The step up to HD will involve quite a bit of infrastructure change in ABC's primary complex at 47 W. 66th St., including the installation of a new Sony MVS-8000A high-definition switcher, a Sony HDS-X5800 router and nine Sony HDC-1500S studio cameras along with some handheld models to cover the crowds outside the Times Square studios.

During the technical changeover of its master control capabilities to HD, "Good Morning America" will bring in a 53-foot AMV Crossroads double expando mobile production truck to continue its standard-definition broadcasts.

"We have customized our remote truck to match ABC's studio requirements," said Eric Duke, president of New York-based All Mobile Video. "This includes a Sony MVS-8000 switcher so they can get familiar with the system they will ultimately use on a daily basis, and augmenting our existing Ikegami camera control units with the addition of Sony CCUs, so their camera crews can ease the transition to the equipment they will ultimately be using."

Initially the studio segments shot on the GMA set will have stereo audio, but the Friday Concert Series music segments will be produced in 5.1 surround.

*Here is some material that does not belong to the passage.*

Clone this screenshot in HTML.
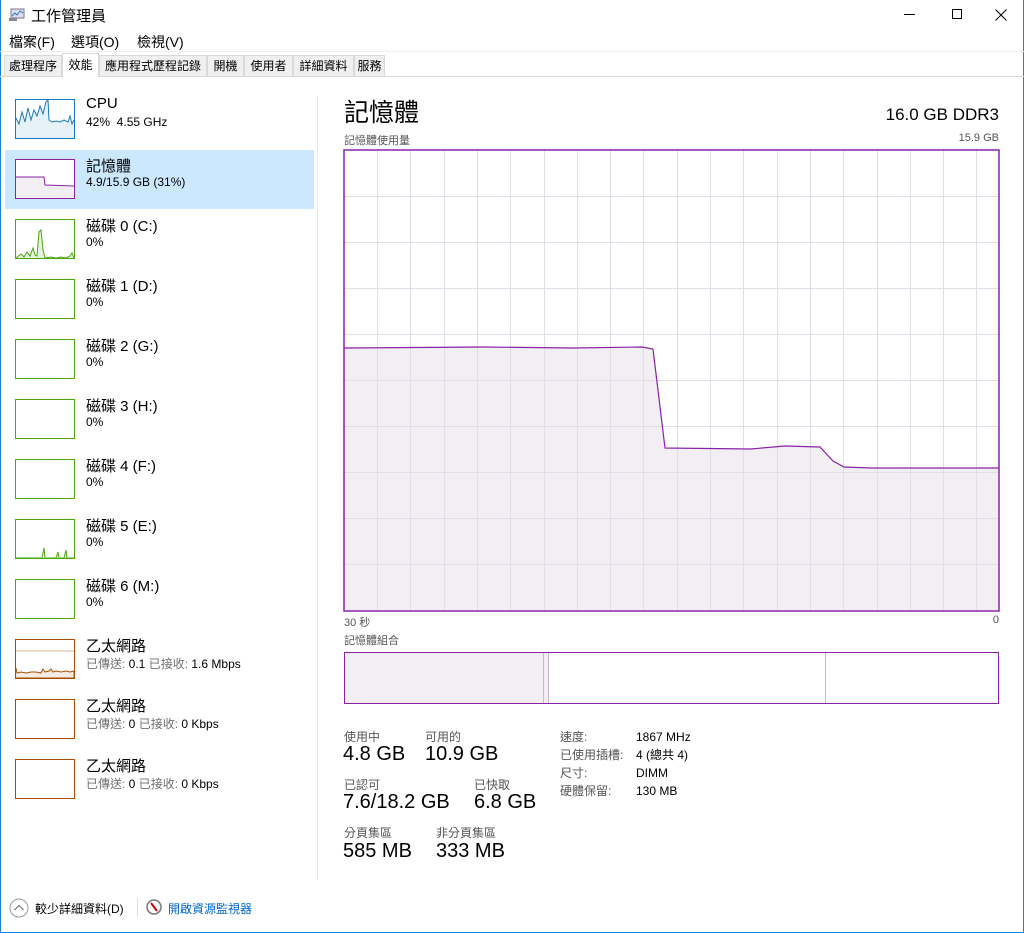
<!DOCTYPE html>
<html><head><meta charset="utf-8">
<style>
*{margin:0;padding:0;box-sizing:border-box}
body{width:1024px;height:933px;background:#fff;font-family:"Liberation Sans","Noto Sans CJK TC",sans-serif;color:#000;position:relative;overflow:hidden}
.a{position:absolute;white-space:nowrap}
.win{position:absolute;left:0;top:0;width:1024px;height:933px;border:1px solid #1883d7;border-top:none}
.tab{position:absolute;top:55px;height:21px;background:#f0f0f0;border:1px solid #d9d9d9;border-bottom:none;font-size:12px;line-height:20px;text-align:center}
.thumb{position:absolute;left:15px;width:60px;height:40px;border:1px solid}
.t1{position:absolute;left:86px;font-size:15px}
.t2{position:absolute;left:86px;font-size:12px}
.g{color:#707070}
.lbl{font-size:12px;color:#555}
.big{font-size:20px}
</style></head><body>
<div class="win"></div>
<svg class="a" style="left:9px;top:8px" width="16" height="14"><rect x="2" y="1" width="13" height="9" fill="#dde" stroke="#778"/><polyline points="3,8 6,5 8,7 11,3 14,5" fill="none" stroke="#2a7ac0"/><rect x="0" y="10" width="8" height="3" fill="#889"/></svg>
<div class="a" style="left:31px;top:5px;font-size:15px">工作管理員</div>
<div class="a" style="left:904px;top:14px;width:11px;height:1px;background:#000"></div>
<div class="a" style="left:952px;top:9px;width:10px;height:10px;border:1px solid #000"></div>
<svg class="a" style="left:995px;top:9px" width="12" height="12"><path d="M0.5 0.5L11.5 11.5M11.5 0.5L0.5 11.5" stroke="#000"/></svg>
<div class="a" style="left:9px;top:32px;font-size:14px">檔案(F)</div>
<div class="a" style="left:71px;top:32px;font-size:14px">選項(O)</div>
<div class="a" style="left:137px;top:32px;font-size:14px">檢視(V)</div>
<div class="a" style="left:0;top:51px;width:1024px;height:1px;background:#f0f0f0"></div>
<div class="a" style="left:0;top:76px;width:1024px;height:1px;background:#d9d9d9"></div>
<div class="tab" style="left:4px;width:58px">處理程序</div>
<div class="tab" style="left:62px;top:53px;height:24px;width:37px;background:#fff;z-index:2;line-height:22px">效能</div>
<div class="tab" style="left:99px;width:108px">應用程式歷程記錄</div>
<div class="tab" style="left:207px;width:37px">開機</div>
<div class="tab" style="left:244px;width:49px">使用者</div>
<div class="tab" style="left:293px;width:61px">詳細資料</div>
<div class="tab" style="left:354px;width:31px">服務</div>
<div class="a" style="left:5px;top:150px;width:309px;height:59px;background:#cce8ff"></div>
<div class="a" style="left:317px;top:96px;width:1px;height:784px;background:#e6e6e6"></div>

<div class="thumb" style="top:99px;border-color:#1779ba;background:#fff"><svg width="58" height="38" style="display:block"><polygon points="0,38 0,18 3,24 6,12 9,22 12,8 15,20 18,10 21,16 24,6 27,14 30,2 32,0 33,20 36,22 40,21 44,22 48,20 52,22 54,16 56,24 58,20 58,38" fill="#e6f1f8"/><polyline points="0,18 3,24 6,12 9,22 12,8 15,20 18,10 21,16 24,6 27,14 30,2 32,0 33,20 36,22 40,21 44,22 48,20 52,22 54,16 56,24 58,20" fill="none" stroke="#1779ba"/></svg></div>
<div class="t1" style="top:95px">CPU</div><div class="t2" style="top:115px">42%&nbsp; 4.55 GHz</div>

<div class="thumb" style="top:159px;border-color:#8b21a8;background:#fff"><svg width="58" height="38" style="display:block"><polygon points="0,17 28,17 29,25 58,26 58,38 0,38" fill="#f1eff3"/><polyline points="0,17 28,17 29,25 58,26" fill="none" stroke="#8b21a8"/></svg></div>
<div class="t1" style="top:155px">記憶體</div><div class="t2" style="top:175px">4.9/15.9 GB (31%)</div>

<div class="thumb" style="top:219px;border-color:#4da60c"><svg width="58" height="38" style="display:block"><polyline points="0,38 5,34 8,37 11,32 14,36 17,28 19,35 21,36 23,12 25,10 27,30 29,38 35,37 40,38 45,37 50,38 54,36 56,33 58,38" fill="#e6f2dd" stroke="#4da60c"/></svg></div>
<div class="t1" style="top:215px">磁碟 0 (C:)</div><div class="t2" style="top:235px">0%</div>
<div class="thumb" style="top:279px;border-color:#4da60c"></div>
<div class="t1" style="top:275px">磁碟 1 (D:)</div><div class="t2" style="top:295px">0%</div>
<div class="thumb" style="top:339px;border-color:#4da60c"></div>
<div class="t1" style="top:335px">磁碟 2 (G:)</div><div class="t2" style="top:355px">0%</div>
<div class="thumb" style="top:399px;border-color:#4da60c"></div>
<div class="t1" style="top:395px">磁碟 3 (H:)</div><div class="t2" style="top:415px">0%</div>
<div class="thumb" style="top:459px;border-color:#4da60c"></div>
<div class="t1" style="top:455px">磁碟 4 (F:)</div><div class="t2" style="top:475px">0%</div>
<div class="thumb" style="top:519px;border-color:#4da60c"><svg width="58" height="38" style="display:block"><polyline points="0,38 26,38 28,28 29,38 40,38 42,32 43,38 48,38 50,30 51,38 58,38" fill="#e6f2dd" stroke="#4da60c"/></svg></div>
<div class="t1" style="top:515px">磁碟 5 (E:)</div><div class="t2" style="top:535px">0%</div>
<div class="thumb" style="top:579px;border-color:#4da60c"></div>
<div class="t1" style="top:575px">磁碟 6 (M:)</div><div class="t2" style="top:595px">0%</div>

<div class="thumb" style="top:639px;border-color:#a74f01"><svg width="58" height="38" style="display:block"><line x1="0" y1="11" x2="58" y2="11" stroke="#d9b89a"/><polyline points="0,28 1,33 5,32 10,33 15,32 20,32 25,33 27,29 29,32 33,31 35,29 37,32 40,31 45,32 50,31 54,32 58,31 58,38 0,38" fill="#f6ece3" stroke="#a74f01"/></svg></div>
<div class="t1" style="top:635px">乙太網路</div><div class="t2" style="top:655px"><span class="g">已傳送:</span> 0.1 <span class="g">已接收:</span> 1.6 Mbps</div>
<div class="thumb" style="top:699px;border-color:#a74f01"></div>
<div class="t1" style="top:695px">乙太網路</div><div class="t2" style="top:715px"><span class="g">已傳送:</span> 0 <span class="g">已接收:</span> 0 Kbps</div>
<div class="thumb" style="top:759px;border-color:#a74f01"></div>
<div class="t1" style="top:755px">乙太網路</div><div class="t2" style="top:775px"><span class="g">已傳送:</span> 0 <span class="g">已接收:</span> 0 Kbps</div>

<div class="a" style="left:344px;top:93px;font-size:25px">記憶體</div>
<div class="a" style="right:25px;top:105px;font-size:17px">16.0 GB DDR3</div>
<div class="a lbl" style="left:344px;top:132px;font-size:11px">記憶體使用量</div>
<div class="a lbl" style="right:25px;top:132px;font-size:11px">15.9 GB</div>
<svg class="a" style="left:343px;top:149px" width="657" height="463">
<polygon points="1,199 139,198 230,199 299,198 310,200 322,299 408,300 442,297 477,298 490,312 501,318 529,319 656,319 656,461 1,461" fill="#f1eff3"/>
<g stroke="#e3dde8" stroke-width="1">
<path d="M34.5 0V462M67.5 0V462M101.5 0V462M134.5 0V462M167.5 0V462M201.5 0V462M234.5 0V462M267.5 0V462M300.5 0V462M334.5 0V462M367.5 0V462M400.5 0V462M434.5 0V462M467.5 0V462M500.5 0V462M534.5 0V462M567.5 0V462M600.5 0V462M633.5 0V462"/>
<path d="M0 47.5H656M0 93.5H656M0 139.5H656M0 185.5H656M0 231.5H656M0 277.5H656M0 323.5H656M0 369.5H656M0 415.5H656"/>
</g>
<polyline points="1,199 139,198 230,199 299,198 310,200 322,299 408,300 442,297 477,298 490,312 501,318 529,319 656,319" fill="none" stroke="#8b21a8" stroke-width="1.2"/>
<rect x="1" y="1" width="655" height="461" fill="none" stroke="#8b21a8" stroke-width="1.5"/>
</svg>
<div class="a lbl" style="left:344px;top:614px;font-size:11px">30 秒</div>
<div class="a lbl" style="right:25px;top:614px;font-size:11px">0</div>
<div class="a lbl" style="left:344px;top:632px;font-size:11px">記憶體組合</div>
<div class="a" style="left:344px;top:652px;width:655px;height:52px;border:1.5px solid #8b21a8"></div>
<div class="a" style="left:345px;top:653px;width:198px;height:50px;background:#f1eff3"></div>
<div class="a" style="left:543px;top:653px;width:6px;height:50px;background:#f1eff3;border-left:1px solid #c9b6d2;border-right:1px solid #c9b6d2"></div>
<div class="a" style="left:825px;top:653px;width:1px;height:50px;background:#c9b6d2"></div>

<div class="a lbl" style="left:344px;top:728px">使用中</div><div class="a big" style="left:343px;top:743px">4.8 GB</div>
<div class="a lbl" style="left:425px;top:728px">可用的</div><div class="a big" style="left:425px;top:743px">10.9 GB</div>
<div class="a lbl" style="left:344px;top:776px">已認可</div><div class="a big" style="left:343px;top:791px">7.6/18.2 GB</div>
<div class="a lbl" style="left:474px;top:776px">已快取</div><div class="a big" style="left:474px;top:791px">6.8 GB</div>
<div class="a lbl" style="left:344px;top:824px">分頁集區</div><div class="a big" style="left:343px;top:840px">585 MB</div>
<div class="a lbl" style="left:436px;top:824px">非分頁集區</div><div class="a big" style="left:436px;top:840px">333 MB</div>
<div class="a lbl" style="left:560px;top:728px;line-height:18px">速度:<br>已使用插槽:<br>尺寸:<br>硬體保留:</div>
<div class="a" style="left:636px;top:728px;font-size:12px;line-height:18px">1867 MHz<br>4 (總共 4)<br>DIMM<br>130 MB</div>

<svg class="a" style="left:9px;top:898px" width="20" height="20"><circle cx="10" cy="10" r="9" fill="none" stroke="#999"/><path d="M5.5 12L10 7.5L14.5 12" fill="none" stroke="#666"/></svg>
<div class="a" style="left:35px;top:900px;font-size:12px">較少詳細資料(D)</div>
<div class="a" style="left:137px;top:898px;width:1px;height:18px;background:#ddd"></div>
<svg class="a" style="left:146px;top:899px" width="16" height="16"><circle cx="8" cy="8" r="7" fill="#fff" stroke="#777" stroke-width="1.5"/><path d="M5 4L11 12" stroke="#c00" stroke-width="2"/></svg>
<div class="a" style="left:168px;top:900px;font-size:12px;color:#0066cc">開啟資源監視器</div>
</body></html>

"I think HDTV is a format that lends itself to stories that have a lot of visuals," producer Green said, "and while I think the editorial goals of the show will remain the same, this new technology will let our viewers get more of a feel of actually being on location. I think it is just going to make the competitive race for telling visual stories more intense and will encourage our directors to take our cameras outside more often to appreciate the depth and beauty of Times Square."

The hosts, by the way, have been some of the biggest supporters of moving into HDTV. "Our anchors are unusually hip," Green said, "and in fact it was Diane Sawyer who had a Blackberry before any of the producers did."

The exact premiere date of "Good Morning America" in HD has not yet been announced.